▶ Problem to work on:
Would you transcribe the listing that follows, character for character, and omit its images?

▶ Supplied material:

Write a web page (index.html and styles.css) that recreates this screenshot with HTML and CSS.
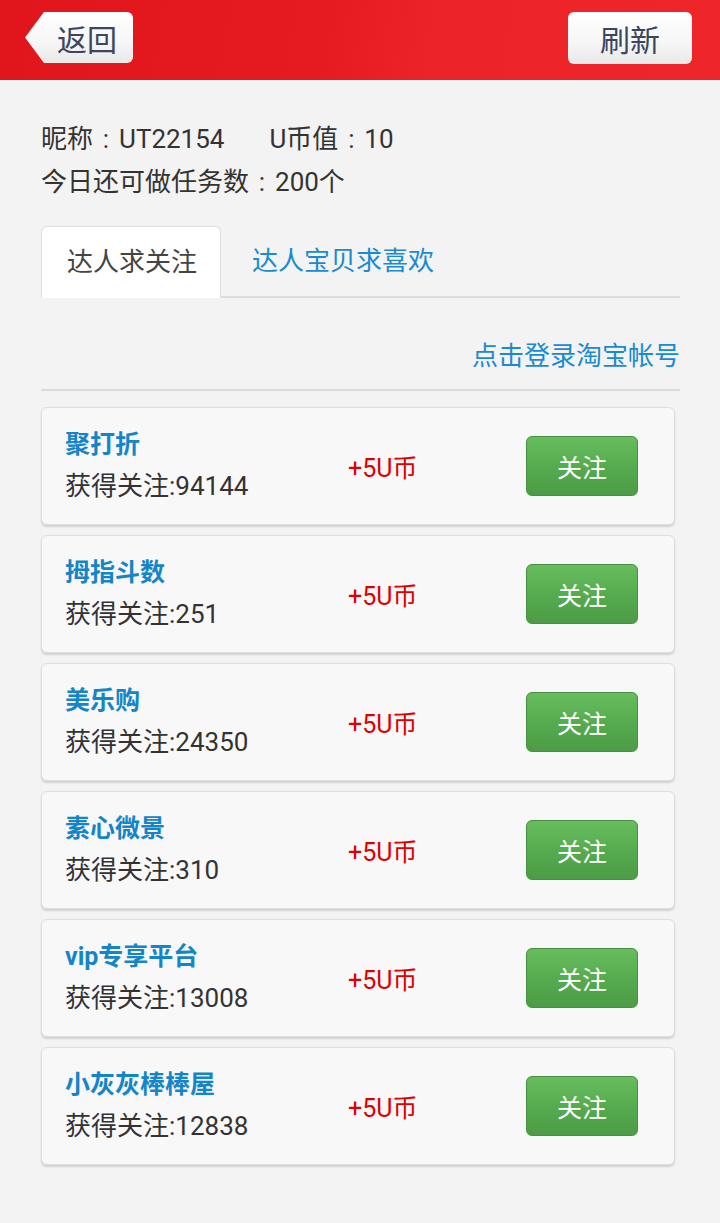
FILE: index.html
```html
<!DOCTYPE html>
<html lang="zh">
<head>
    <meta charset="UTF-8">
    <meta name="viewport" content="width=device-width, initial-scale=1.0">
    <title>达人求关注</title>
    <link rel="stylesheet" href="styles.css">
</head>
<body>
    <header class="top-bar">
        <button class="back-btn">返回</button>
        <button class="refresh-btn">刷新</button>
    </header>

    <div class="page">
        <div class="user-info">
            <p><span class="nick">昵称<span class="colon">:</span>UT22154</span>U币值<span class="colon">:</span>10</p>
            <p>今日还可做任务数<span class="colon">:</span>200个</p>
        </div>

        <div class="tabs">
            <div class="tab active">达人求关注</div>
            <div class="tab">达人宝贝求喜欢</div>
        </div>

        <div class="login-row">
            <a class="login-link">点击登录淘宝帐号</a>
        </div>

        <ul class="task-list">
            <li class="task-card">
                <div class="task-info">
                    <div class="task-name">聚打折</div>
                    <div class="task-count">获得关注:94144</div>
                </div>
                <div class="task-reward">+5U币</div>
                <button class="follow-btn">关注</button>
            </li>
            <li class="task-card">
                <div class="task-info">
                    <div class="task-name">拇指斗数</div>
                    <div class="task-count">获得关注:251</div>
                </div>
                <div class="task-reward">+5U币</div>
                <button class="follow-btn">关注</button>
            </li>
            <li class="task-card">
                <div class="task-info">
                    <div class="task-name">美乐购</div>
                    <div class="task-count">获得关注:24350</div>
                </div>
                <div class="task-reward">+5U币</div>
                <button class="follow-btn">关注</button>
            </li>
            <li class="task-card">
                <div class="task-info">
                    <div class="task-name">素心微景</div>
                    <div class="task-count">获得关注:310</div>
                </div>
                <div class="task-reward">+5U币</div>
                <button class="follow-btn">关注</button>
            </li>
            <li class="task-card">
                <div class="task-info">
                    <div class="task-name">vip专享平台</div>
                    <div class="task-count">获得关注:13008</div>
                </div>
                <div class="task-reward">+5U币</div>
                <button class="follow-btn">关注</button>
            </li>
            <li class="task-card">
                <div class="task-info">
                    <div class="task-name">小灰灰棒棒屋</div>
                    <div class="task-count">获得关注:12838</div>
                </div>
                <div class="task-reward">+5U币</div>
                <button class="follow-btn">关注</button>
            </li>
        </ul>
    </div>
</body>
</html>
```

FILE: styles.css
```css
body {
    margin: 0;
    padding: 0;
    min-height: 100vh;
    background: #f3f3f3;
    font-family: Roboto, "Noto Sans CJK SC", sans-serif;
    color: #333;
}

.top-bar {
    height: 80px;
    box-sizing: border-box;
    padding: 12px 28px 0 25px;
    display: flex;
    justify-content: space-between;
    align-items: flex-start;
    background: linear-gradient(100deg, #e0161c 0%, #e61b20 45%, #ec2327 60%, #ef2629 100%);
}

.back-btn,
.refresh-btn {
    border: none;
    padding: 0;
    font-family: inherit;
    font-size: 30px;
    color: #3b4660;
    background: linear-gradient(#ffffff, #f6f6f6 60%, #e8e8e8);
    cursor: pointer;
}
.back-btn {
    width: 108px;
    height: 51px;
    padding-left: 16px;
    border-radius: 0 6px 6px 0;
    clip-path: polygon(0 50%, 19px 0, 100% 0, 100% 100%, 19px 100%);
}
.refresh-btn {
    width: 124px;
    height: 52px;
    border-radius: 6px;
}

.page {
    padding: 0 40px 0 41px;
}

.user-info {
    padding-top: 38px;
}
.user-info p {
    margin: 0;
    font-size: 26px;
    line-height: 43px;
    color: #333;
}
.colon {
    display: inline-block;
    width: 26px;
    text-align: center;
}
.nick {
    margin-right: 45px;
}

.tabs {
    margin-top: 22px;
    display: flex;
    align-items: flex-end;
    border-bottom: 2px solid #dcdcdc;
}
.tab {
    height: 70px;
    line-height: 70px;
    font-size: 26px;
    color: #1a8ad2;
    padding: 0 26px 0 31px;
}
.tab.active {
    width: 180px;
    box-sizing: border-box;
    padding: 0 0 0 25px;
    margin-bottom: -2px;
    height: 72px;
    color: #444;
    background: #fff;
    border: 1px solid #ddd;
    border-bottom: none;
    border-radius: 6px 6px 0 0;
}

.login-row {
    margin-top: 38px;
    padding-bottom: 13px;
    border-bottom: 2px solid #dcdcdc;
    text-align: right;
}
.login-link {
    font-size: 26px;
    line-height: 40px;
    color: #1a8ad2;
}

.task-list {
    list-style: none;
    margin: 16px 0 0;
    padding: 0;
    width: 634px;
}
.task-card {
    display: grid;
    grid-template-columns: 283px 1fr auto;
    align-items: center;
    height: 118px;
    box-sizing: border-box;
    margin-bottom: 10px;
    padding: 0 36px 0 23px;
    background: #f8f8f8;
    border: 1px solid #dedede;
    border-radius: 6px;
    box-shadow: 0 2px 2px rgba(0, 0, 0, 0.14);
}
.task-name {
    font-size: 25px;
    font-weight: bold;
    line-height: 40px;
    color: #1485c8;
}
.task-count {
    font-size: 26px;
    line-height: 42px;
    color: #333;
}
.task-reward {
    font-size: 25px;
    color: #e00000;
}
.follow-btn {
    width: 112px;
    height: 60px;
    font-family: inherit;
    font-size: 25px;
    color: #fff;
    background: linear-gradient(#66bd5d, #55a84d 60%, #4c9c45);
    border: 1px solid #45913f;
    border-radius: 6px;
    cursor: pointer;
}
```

▶ Full output:
Write a web page (index.html and styles.css) that recreates this screenshot with HTML and CSS.
FILE: index.html
```html
<!DOCTYPE html>
<html lang="zh">
<head>
    <meta charset="UTF-8">
    <meta name="viewport" content="width=device-width, initial-scale=1.0">
    <title>达人求关注</title>
    <link rel="stylesheet" href="styles.css">
</head>
<body>
    <header class="top-bar">
        <button class="back-btn">返回</button>
        <button class="refresh-btn">刷新</button>
    </header>

    <div class="page">
        <div class="user-info">
            <p><span class="nick">昵称<span class="colon">:</span>UT22154</span>U币值<span class="colon">:</span>10</p>
            <p>今日还可做任务数<span class="colon">:</span>200个</p>
        </div>

        <div class="tabs">
            <div class="tab active">达人求关注</div>
            <div class="tab">达人宝贝求喜欢</div>
        </div>

        <div class="login-row">
            <a class="login-link">点击登录淘宝帐号</a>
        </div>

        <ul class="task-list">
            <li class="task-card">
                <div class="task-info">
                    <div class="task-name">聚打折</div>
                    <div class="task-count">获得关注:94144</div>
                </div>
                <div class="task-reward">+5U币</div>
                <button class="follow-btn">关注</button>
            </li>
            <li class="task-card">
                <div class="task-info">
                    <div class="task-name">拇指斗数</div>
                    <div class="task-count">获得关注:251</div>
                </div>
                <div class="task-reward">+5U币</div>
                <button class="follow-btn">关注</button>
            </li>
            <li class="task-card">
                <div class="task-info">
                    <div class="task-name">美乐购</div>
                    <div class="task-count">获得关注:24350</div>
                </div>
                <div class="task-reward">+5U币</div>
                <button class="follow-btn">关注</button>
            </li>
            <li class="task-card">
                <div class="task-info">
                    <div class="task-name">素心微景</div>
                    <div class="task-count">获得关注:310</div>
                </div>
                <div class="task-reward">+5U币</div>
                <button class="follow-btn">关注</button>
            </li>
            <li class="task-card">
                <div class="task-info">
                    <div class="task-name">vip专享平台</div>
                    <div class="task-count">获得关注:13008</div>
                </div>
                <div class="task-reward">+5U币</div>
                <button class="follow-btn">关注</button>
            </li>
            <li class="task-card">
                <div class="task-info">
                    <div class="task-name">小灰灰棒棒屋</div>
                    <div class="task-count">获得关注:12838</div>
                </div>
                <div class="task-reward">+5U币</div>
                <button class="follow-btn">关注</button>
            </li>
        </ul>
    </div>
</body>
</html>
```

FILE: styles.css
```css
body {
    margin: 0;
    padding: 0;
    min-height: 100vh;
    background: #f3f3f3;
    font-family: Roboto, "Noto Sans CJK SC", sans-serif;
    color: #333;
}

.top-bar {
    height: 80px;
    box-sizing: border-box;
    padding: 12px 28px 0 25px;
    display: flex;
    justify-content: space-between;
    align-items: flex-start;
    background: linear-gradient(100deg, #e0161c 0%, #e61b20 45%, #ec2327 60%, #ef2629 100%);
}

.back-btn,
.refresh-btn {
    border: none;
    padding: 0;
    font-family: inherit;
    font-size: 30px;
    color: #3b4660;
    background: linear-gradient(#ffffff, #f6f6f6 60%, #e8e8e8);
    cursor: pointer;
}
.back-btn {
    width: 108px;
    height: 51px;
    padding-left: 16px;
    border-radius: 0 6px 6px 0;
    clip-path: polygon(0 50%, 19px 0, 100% 0, 100% 100%, 19px 100%);
}
.refresh-btn {
    width: 124px;
    height: 52px;
    border-radius: 6px;
}

.page {
    padding: 0 40px 0 41px;
}

.user-info {
    padding-top: 38px;
}
.user-info p {
    margin: 0;
    font-size: 26px;
    line-height: 43px;
    color: #333;
}
.colon {
    display: inline-block;
    width: 26px;
    text-align: center;
}
.nick {
    margin-right: 45px;
}

.tabs {
    margin-top: 22px;
    display: flex;
    align-items: flex-end;
    border-bottom: 2px solid #dcdcdc;
}
.tab {
    height: 70px;
    line-height: 70px;
    font-size: 26px;
    color: #1a8ad2;
    padding: 0 26px 0 31px;
}
.tab.active {
    width: 180px;
    box-sizing: border-box;
    padding: 0 0 0 25px;
    margin-bottom: -2px;
    height: 72px;
    color: #444;
    background: #fff;
    border: 1px solid #ddd;
    border-bottom: none;
    border-radius: 6px 6px 0 0;
}

.login-row {
    margin-top: 38px;
    padding-bottom: 13px;
    border-bottom: 2px solid #dcdcdc;
    text-align: right;
}
.login-link {
    font-size: 26px;
    line-height: 40px;
    color: #1a8ad2;
}

.task-list {
    list-style: none;
    margin: 16px 0 0;
    padding: 0;
    width: 634px;
}
.task-card {
    display: grid;
    grid-template-columns: 283px 1fr auto;
    align-items: center;
    height: 118px;
    box-sizing: border-box;
    margin-bottom: 10px;
    padding: 0 36px 0 23px;
    background: #f8f8f8;
    border: 1px solid #dedede;
    border-radius: 6px;
    box-shadow: 0 2px 2px rgba(0, 0, 0, 0.14);
}
.task-name {
    font-size: 25px;
    font-weight: bold;
    line-height: 40px;
    color: #1485c8;
}
.task-count {
    font-size: 26px;
    line-height: 42px;
    color: #333;
}
.task-reward {
    font-size: 25px;
    color: #e00000;
}
.follow-btn {
    width: 112px;
    height: 60px;
    font-family: inherit;
    font-size: 25px;
    color: #fff;
    background: linear-gradient(#66bd5d, #55a84d 60%, #4c9c45);
    border: 1px solid #45913f;
    border-radius: 6px;
    cursor: pointer;
}
```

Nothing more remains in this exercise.